Questions: Electromagnetic Field Tensor and Covariance
5 questions to test your understanding
Score: 0 / 5
Question 1 Multiple Choice
In frame S, there is a purely magnetic field B pointing in the z-direction and no electric field (E = 0). An observer in frame S' moves relative to S along the x-axis. What does the observer in S' measure?
AThe same purely magnetic field B, since magnetic fields are Lorentz invariant
BBoth an electric field and a magnetic field, because E and B mix under Lorentz boosts
CNo fields at all, since moving observers see fields Doppler-shifted to zero
DOnly an electric field, since the magnetic field is fully converted to electric in the moving frame
E and B are not separately Lorentz invariant — they are components of a single antisymmetric tensor Fμν and mix under boosts. Under a boost along x, the transverse components transform as E'_y = γ(E_y − vB_z) and B'_y = γ(B_y + vE_z/c²), with similar expressions for z-components. Starting with E = 0 and B in the z-direction, a boost along x produces nonzero transverse E fields in S'. This mixing is the physical motivation for packaging E and B into a single tensor rather than treating them as independently meaningful fields.
Question 2 Multiple Choice
In one inertial frame, a plane electromagnetic wave has E and B fields that are perpendicular to each other (E·B = 0). A physicist claims this orthogonality might not hold in other frames. Is this correct?

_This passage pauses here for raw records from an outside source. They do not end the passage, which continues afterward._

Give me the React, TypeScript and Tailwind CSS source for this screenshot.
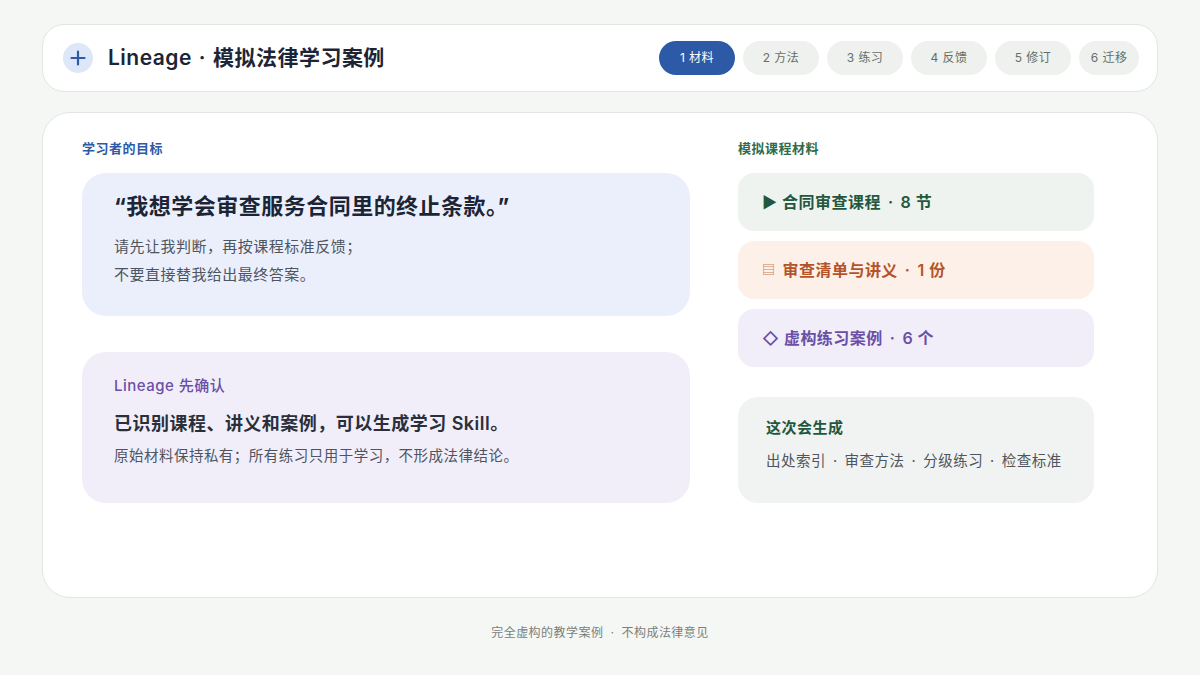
const font = { fontFamily: '"Inter", "Noto Sans CJK SC", sans-serif' };

const steps = ['1 材料', '2 方法', '3 练习', '4 反馈', '5 修订', '6 迁移'];
const Dot = () => <span className="mx-[7px]">·</span>;

export default function App() {
  return (
    <div style={font} className="w-[1200px] h-[675px] bg-[#f5f7f4] px-[42px] pt-[24px] text-[#1c2536] tracking-[0.03em]">
      <header className="h-[68px] bg-white border border-[#e1e6e2] rounded-[22px] flex items-center pl-[20px] pr-[18px]">
        <div className="w-[30px] h-[30px] rounded-full bg-[#dde7f8] flex items-center justify-center">
          <svg width="16" height="16" viewBox="0 0 16 16"><path d="M8 1.5v13M1.5 8h13" stroke="#2d5aa6" strokeWidth="2.2" strokeLinecap="round" /></svg>
        </div>
        <div className="ml-[15px] text-[21px] font-semibold text-[#1c2536]">Lineage<Dot />模拟法律学习案例</div>
        <div className="ml-auto flex gap-[8px]">
          {steps.map((s, i) => (
            <div key={s} className={`h-[34px] rounded-full flex items-center justify-center text-[12px] ${i === 5 ? 'w-[60px]' : 'w-[76px]'} ${i === 0 ? 'bg-[#2d5aa6] text-white' : 'bg-[#eef1ee] text-[#667068]'}`}>{s}</div>
          ))}
        </div>
      </header>

      <main className="mt-[20px] h-[486px] bg-white border border-[#e1e6e2] rounded-[28px] pl-[39px] pt-[27px] flex gap-[48px]">
        <div className="w-[608px]">
          <div className="text-[13px] font-semibold text-[#2d5aa6] h-[16px] leading-[16px]">学习者的目标</div>
          <div className="mt-[17px] h-[143px] bg-[#ebeffb] rounded-[24px] pl-[32px] pt-[17px]">
            <div className="text-[22px] font-bold text-[#1c2536]">“我想学会审查服务合同里的终止条款。”</div>
            <div className="mt-[10px] text-[15px] leading-[28px] text-[#4e5560]">请先让我判断，再按课程标准反馈；<br />不要直接替我给出最终答案。</div>
          </div>
          <div className="mt-[36px] h-[151px] bg-[#f1eefa] rounded-[24px] pl-[32px] pt-[23px]">
            <div className="text-[15px] font-medium text-[#6a4fa6]">Lineage 先确认</div>
            <div className="mt-[12px] text-[18px] font-semibold text-[#2a2f3a]">已识别课程、讲义和案例，可以生成学习 Skill。</div>
            <div className="mt-[8px] text-[14.5px] text-[#4e5560]">原始材料保持私有；所有练习只用于学习，不形成法律结论。</div>
          </div>
        </div>
        <div className="w-[356px]">
          <div className="text-[13px] font-semibold text-[#2f6b4a] h-[16px] leading-[16px]">模拟课程材料</div>
          <div className="mt-[17px] flex flex-col gap-[10px]">
            <div className="h-[58px] bg-[#eef3ef] rounded-[16px] flex items-center pl-[24px] text-[16px] font-semibold text-[#23573d]">▶ 合同审查课程<Dot />8 节</div>
            <div className="h-[58px] bg-[#fdf0e8] rounded-[16px] flex items-center pl-[24px] text-[16px] font-semibold text-[#b4532a]">
              <span className="text-[13px] mr-[7px] text-[#c98060]">▤</span>审查清单与讲义<Dot />1 份</div>
            <div className="h-[58px] bg-[#f1eefa] rounded-[16px] flex items-center pl-[24px] text-[16px] font-semibold text-[#6a4fa6]">◇ 虚构练习案例<Dot />6 个</div>
          </div>
          <div className="mt-[30px] h-[106px] bg-[#f0f3f1] rounded-[20px] pl-[28px] pt-[20px]">
            <div className="text-[15px] font-semibold text-[#23573d]">这次会生成</div>
            <div className="mt-[10px] text-[14.5px] text-[#4e5560]">出处索引<Dot />审查方法<Dot />分级练习<Dot />检查标准</div>
          </div>
        </div>
      </main>
      <div className="mt-[26px] text-center text-[12px] text-[#7a8079]">完全虚构的教学案例<Dot />不构成法律意见</div>
    </div>
  );
}
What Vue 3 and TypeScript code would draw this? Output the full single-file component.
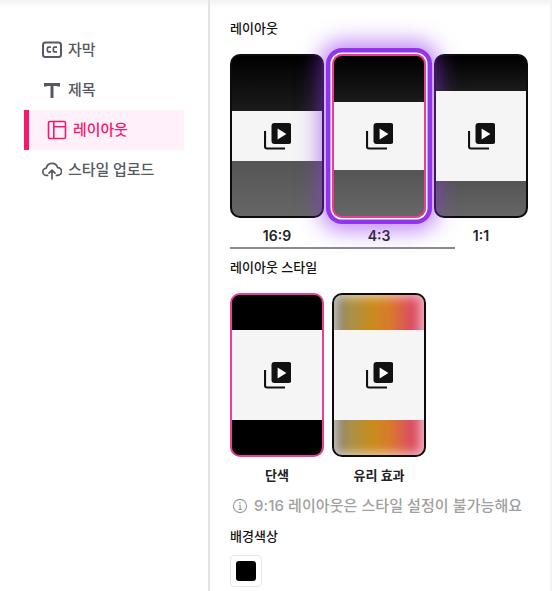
<script setup lang="ts">
interface Card { label: string; mid: number; selected?: boolean }
const layouts: Card[] = [
  { label: '16:9', mid: 50 },
  { label: '4:3', mid: 68, selected: true },
  { label: '1:1', mid: 90 },
]
const bandGradient = (mid: number): string => {
  const top = (160 - mid) / 2
  return `linear-gradient(#000 0, #1b1b1b ${top}px, #555 ${top + mid}px, #666 100%)`
}
</script>

<template>
  <div class="page">
    <nav class="nav">
      <a class="item">
        <svg class="icon" viewBox="0 0 20 20" fill="none" stroke="currentColor">
          <rect x="1" y="2.5" width="18" height="14.5" rx="2.5" stroke-width="2" />
          <path d="M9 7.2H6.4a1 1 0 0 0-1 1v2.6a1 1 0 0 0 1 1H9M15 7.2h-2.6a1 1 0 0 0-1 1v2.6a1 1 0 0 0 1 1H15" stroke-width="1.7" />
        </svg>
        <span class="text">자막</span>
      </a>
      <a class="item">
        <svg class="icon" viewBox="0 0 20 20" fill="none" stroke="currentColor">
          <path d="M3.5 6.5V4.4h13v2.1M10 4.4v13.6" stroke-width="3" />
        </svg>
        <span class="text">제목</span>
      </a>
      <a class="item active">
        <svg class="icon" viewBox="0 0 20 20" fill="none" stroke="currentColor" stroke-width="1.6">
          <rect x="1.5" y="1.5" width="17" height="17" rx="1.5" />
          <path d="M6.8 1.5v17M6.8 6.8h11.7" />
        </svg>
        <span class="text">레이아웃</span>
      </a>
      <a class="item">
        <svg class="icon" viewBox="0 0 20 20" fill="none" stroke="currentColor" stroke-width="1.7" stroke-linecap="round" stroke-linejoin="round">
          <path d="M5.6 15.4H4.6A3.6 3.6 0 0 1 4.3 8.2 5.8 5.8 0 0 1 15.6 7.6a3.9 3.9 0 0 1 .1 7.8h-1.3" />
          <path d="M10 18.8V10.6M7 13.2l3-3 3 3" />
        </svg>
        <span class="text">스타일 업로드</span>
      </a>
    </nav>

    <main class="panel">
      <h3 class="title first">레이아웃</h3>
      <div class="cards">
        <div v-for="c in layouts" :key="c.label" class="col">
          <div class="card" :class="{ selected: c.selected }" :style="{ background: bandGradient(c.mid) }">
            <div class="mid" :style="{ height: c.mid + 'px' }">
              <svg class="play" viewBox="0 0 27 27">
                <path d="M1 8v15.5a2 2 0 0 0 2 2h18" fill="none" stroke="#111" stroke-width="2.2" />
                <rect x="7.5" y="0" width="20" height="21" rx="3" fill="#111" />
                <path d="M13.6 5.5l8.8 5.5-8.8 5.5z" fill="#fff" />
              </svg>
            </div>
          </div>
          <span class="label">{{ c.label }}</span>
        </div>
      </div>
      <div class="scrollbar"></div>

      <h3 class="title second">레이아웃 스타일</h3>
      <div class="cards">
        <div class="col">
          <div class="card solid picked">
            <div class="mid tall">
              <svg class="play" viewBox="0 0 27 27">
                <path d="M1 8v15.5a2 2 0 0 0 2 2h18" fill="none" stroke="#111" stroke-width="2.2" />
                <rect x="7.5" y="0" width="20" height="21" rx="3" fill="#111" />
                <path d="M13.6 5.5l8.8 5.5-8.8 5.5z" fill="#fff" />
              </svg>
            </div>
          </div>
          <span class="label kr">단색</span>
        </div>
        <div class="col">
          <div class="card glass">
            <div class="mid tall">
              <svg class="play" viewBox="0 0 27 27">
                <path d="M1 8v15.5a2 2 0 0 0 2 2h18" fill="none" stroke="#111" stroke-width="2.2" />
                <rect x="7.5" y="0" width="20" height="21" rx="3" fill="#111" />
                <path d="M13.6 5.5l8.8 5.5-8.8 5.5z" fill="#fff" />
              </svg>
            </div>
          </div>
          <span class="label kr">유리 효과</span>
        </div>
      </div>

      <p class="info">
        <svg class="info-icon" viewBox="0 0 16 16" fill="none" stroke="#9c9c9c">
          <circle cx="8" cy="8" r="6.6" stroke-width="1.1" />
          <path d="M6.8 7.2H8.2V11.4M6.6 11.4h3.2" stroke-width="1.1" />
          <circle cx="7.9" cy="4.9" r=".8" fill="#9c9c9c" stroke="none" />
        </svg>
        <span>9:16 레이아웃은 스타일 설정이 불가능해요</span>
      </p>

      <h3 class="title third">배경색상</h3>
      <div class="swatch"><i></i></div>
    </main>
  </div>
</template>

<style>
html, body { margin: 0; background: #fff; }
</style>

<style scoped>
.page {
  position: relative;
  display: flex;
  width: 552px;
  height: 591px;
  overflow: hidden;
  background: linear-gradient(#f2f2f2, #fff 7px);
  font-family: Inter, "Noto Sans CJK KR", sans-serif;
  color: #111;
}
.nav {
  box-sizing: border-box;
  flex: none;
  width: 208px;
  padding: 30px 0 0 24px;
  display: flex;
  flex-direction: column;
}
.item {
  box-sizing: border-box;
  width: 160px;
  height: 40px;
  display: flex;
  align-items: center;
  gap: 6px;
  padding-left: 18px;
  font-size: 15px;
  font-weight: 500;
  color: #555860;
  letter-spacing: -0.1px;
}
.text { margin-bottom: 4px; }
.icon { width: 20px; height: 20px; flex: none; margin-bottom: 1px; }
.item.active {
  border-left: 5px solid #f5186c;
  background: #fff0fa;
  color: #f5186c;
}
.panel {
  box-sizing: border-box;
  flex: 1;
  border-left: 2px solid #e4e4e4;
  border-right: 2px solid #f2f2f2;
  padding-left: 20px;
  min-width: 0;
}
.title {
  margin: 0;
  font-size: 13px;
  line-height: 18px;
  font-weight: 500;
  color: #111;
}
.title.first { margin-top: 19px; margin-bottom: 17px; }
.title.second { margin-top: 9px; margin-bottom: 17px; }
.title.third { margin-top: 11px; margin-bottom: 10px; }
.cards { display: flex; gap: 8px; }
.col { width: 94px; display: flex; flex-direction: column; align-items: center; }
.card {
  box-sizing: border-box;
  width: 94px;
  height: 164px;
  border: 2px solid #0c0c0c;
  border-radius: 10px;
  overflow: hidden;
  display: flex;
  align-items: center;
  background-origin: padding-box;
}
.card.selected {
  position: relative;
  z-index: 1;
  border-color: #ee3a92;
  box-shadow: 0 0 0 1.5px #fff, 0 0 0 6px #9234ee, 0 0 22px 12px rgba(146, 52, 238, 0.62);
}
.solid { background: #000; }
.picked { border-color: #ea3f97; }
.glass {
  position: relative;
  background: linear-gradient(90deg, #86807a, #a8904a 18%, #c98c1d 42%, #d87a2c 62%, #dc5060 85%, #e0627c);
}
.glass::before {
  content: "";
  position: absolute;
  inset: 0;
  box-shadow: inset 0 0 10px 3px rgba(255, 255, 255, 0.55);
}
.mid {
  position: relative;
  z-index: 1;
  width: 100%;
  background: #f5f5f5;
  display: flex;
  align-items: center;
  justify-content: center;
}
.mid.tall { height: 90px; }
.play { width: 27px; height: 27px; }
.label {
  margin-top: 9px;
  font-size: 14px;
  line-height: 18px;
  font-weight: 600;
  color: #222;
}
.label.kr { font-size: 13px; }
.scrollbar {
  width: 225px;
  height: 2px;
  margin-top: 2px;
  background: #8c8c8c;
}
.info {
  margin: 12px 0 0;
  display: flex;
  align-items: center;
  gap: 6px;
  padding-left: 2px;
  font-size: 15px;
  line-height: 20px;
  font-weight: 500;
  color: #a0a0a0;
  white-space: nowrap;
  letter-spacing: 0.07px;
}
.info-icon { width: 16px; height: 16px; flex: none; }
.swatch {
  box-sizing: border-box;
  width: 32px;
  height: 32px;
  border: 1px solid #e8e8e8;
  border-radius: 4px;
  display: flex;
  align-items: center;
  justify-content: center;
}
.swatch i {
  display: block;
  width: 20px;
  height: 20px;
  background: #000;
  border-radius: 3px;
}
</style>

AYes — orthogonality of E and B is frame-dependent and can change under boosts
BNo — E·B is a Lorentz invariant; if it equals zero in one frame, it equals zero in all frames
COnly if the wave is circularly polarized; linear polarization does not preserve orthogonality
DYes — the invariant is |B|² − |E|²/c², not E·B, so orthogonality can vary
The pseudoscalar F_μν F̃^μν ∝ E·B is a Lorentz invariant: every inertial observer computes the same value. If E·B = 0 in one frame, it is zero in all frames. The orthogonality of E and B for plane electromagnetic waves is a frame-independent fact, not an artifact of the particular frame used to describe them. Similarly, B² − E²/c² is the other independent invariant — if this is positive in one frame, it is positive in all frames.
Question 3 True / False
The four Maxwell equations (two inhomogeneous, two homogeneous) can be expressed as exactly two tensor equations using the electromagnetic field tensor Fμν.
TTrue
FFalse
Answer: True
In tensor form: the two inhomogeneous equations (Gauss's law and Ampère's law) become ∂_ν F^μν = μ₀ J^μ, and the two homogeneous equations (Faraday's law and ∇·B = 0) become ∂_[λ F_μν] = 0, equivalently ∂_ν F̃^μν = 0 with the dual tensor. Both are tensor equations that transform covariantly under Lorentz transformations — they hold in the same form in every inertial frame. This compactness is not merely aesthetic; it makes Lorentz covariance manifest and demonstrates that Maxwell's equations are already fully consistent with special relativity.
Question 4 True / False
The electric field E and magnetic field B are independently Lorentz invariant: their individual magnitudes may change between frames, but the physical distinction between electric and magnetic is frame-independent.
TTrue
FFalse
Answer: False
E and B are not independently invariant — they are observer-dependent projections of the single antisymmetric tensor Fμν and mix freely under Lorentz boosts. A purely electric field in one frame has both electric and magnetic components in a moving frame, and vice versa. There is no frame-independent division of Fμν into 'the electric part' and 'the magnetic part.' What are frame-independent are the two Lorentz scalar invariants: F_μν F^μν ∝ B² − E²/c² and F_μν F̃^μν ∝ E·B.
Question 5 Short Answer
Why does the fact that E and B mix under Lorentz transformations motivate packaging them into a single tensor Fμν? What does the tensor formalism make possible that component-by-component transformation rules do not?
Think about your answer, then reveal below.
Model answer: The mixing under boosts reveals that E and B are not independently meaningful objects — they are observer-dependent projections of a single underlying structure. Using separate transformation rules for E and B components is correct but opaque: it requires memorizing six transformation equations and gives no immediate insight into what is frame-independent. The tensor Fμν contains all six independent components and transforms via the single law F'^μν = Λ^μ_ρ Λ^ν_σ F^ρσ, which is manifestly Lorentz covariant. This makes several things possible: Maxwell's equations reduce to two compact tensor equations obviously covariant by form; Lorentz invariants like E·B and B² − E²/c² arise naturally as tensor contractions; and the field's intrinsic character can be classified frame-independently.
The tensor formalism is not just notation — it reveals the deep structure of electromagnetism as a relativistic field theory and is the direct foundation for the Lagrangian formulation and extension to quantum field theory.